— А ты разве забыла про колючку Гу Кай-Чжи? Из того эксперимента ничего не вышло, а мы с тобой так верили! И из этого тоже ничего не получится.
С завязанными глазами Надя пересела к столу. Ленка помогла ей нащупать ручку, лист бумаги, зажгла настольную лампу. Рука художницы некоторое время безвольно лежала на столе, потом скользнула к бумаге, и на глазах у ошеломленной Ленки возник профиль Пушкина, потом фигурка Наташи Ростовой, Наполеон, Пьер Безухов, растерянный, в очках. Надя рисовала по памяти то, что уже было знакомо ее руке.
— Надьк, шикарно получается! — крикнула Ленка.
Надя усталым движением сдернула с глаз черный платок, зажмурилась болезненно от яркого света и с любопытством посмотрела на то, что у нее получилось.
— Блеск! — радовалась Ленка.
Надя взяла листок бумаги и в несколько приемов так быстро, что подруга не успела ее остановить, разорвала все нарисованное.
— Что ты наделала? — огорчилась Ленка.
— Я же еще не слепая, — с улыбкой ответила Надя.
Но глаза ее были грустные, усталые.
Поезд Москва — Ленинград отошел от перрона, мама осталась на асфальте, а отец с дочерью помчались.
Наде досталось место у окошка. Отдернув шторку, она медленно водила пальцем по стеклу, и по движению ее руки Николай Николаевич угадывал тех, кого она невидимо изображала. Вот Натали с ее локонами, вот носатый Кюхля, а вот, конечно, Пушкин. Поздравляя девушку с семнадцатилетием, музей Пушкина прислал пригласительный билетике профилем поэта, под которым красивым каллиграфическим почерком были выведены слова Пушкина, обращенные как бы к Наде: «Пускай твои дивный карандаш рисует мой арабский профиль». Сотрудники музея перефразировали строки поэта, обращенные к художнику Доу: «Зачем твой дивный карандаш рисует мой арабский профиль». Надя знала, как Пушкин не любил позировать художникам и особенно скульпторам. «Здесь хотят лепить мой бюст, — писал он Натали Гончаровой, — но я не хочу.

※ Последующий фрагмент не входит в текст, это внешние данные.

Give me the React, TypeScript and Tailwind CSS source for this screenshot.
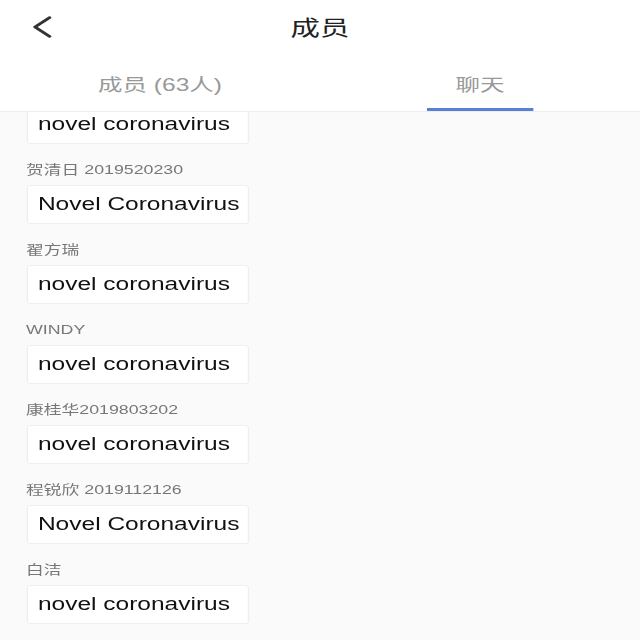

Тут арапское мое безобразие предано будет бессмертию во всей своей мертвой неподвижности». Он считал себя безобразным. Он не мог предвидеть, каким прекрасным покажется его лицо московской школьнице из двадцатого века. И она, размышляя об этом, выводила пальцем на стекле профили поэта.
— Надюшка, ты отдохнула бы, — сказал отец и пошутил: — Мы же все равно не сможем положить в папку это стекло.
— И не надо, — ответила дочь и продолжала рисовать.
Ее рука скользила с бережной осмысленностью по гладкой прозрачной поверхности окна, и она видела одновременно и Пушкина, и проносящиеся мимо разъезды, заснеженные деревья, белые безмолвные поля с редкими кустарниками. Попадались и осиновые рощи, напоминающие место дуэли Пушкина.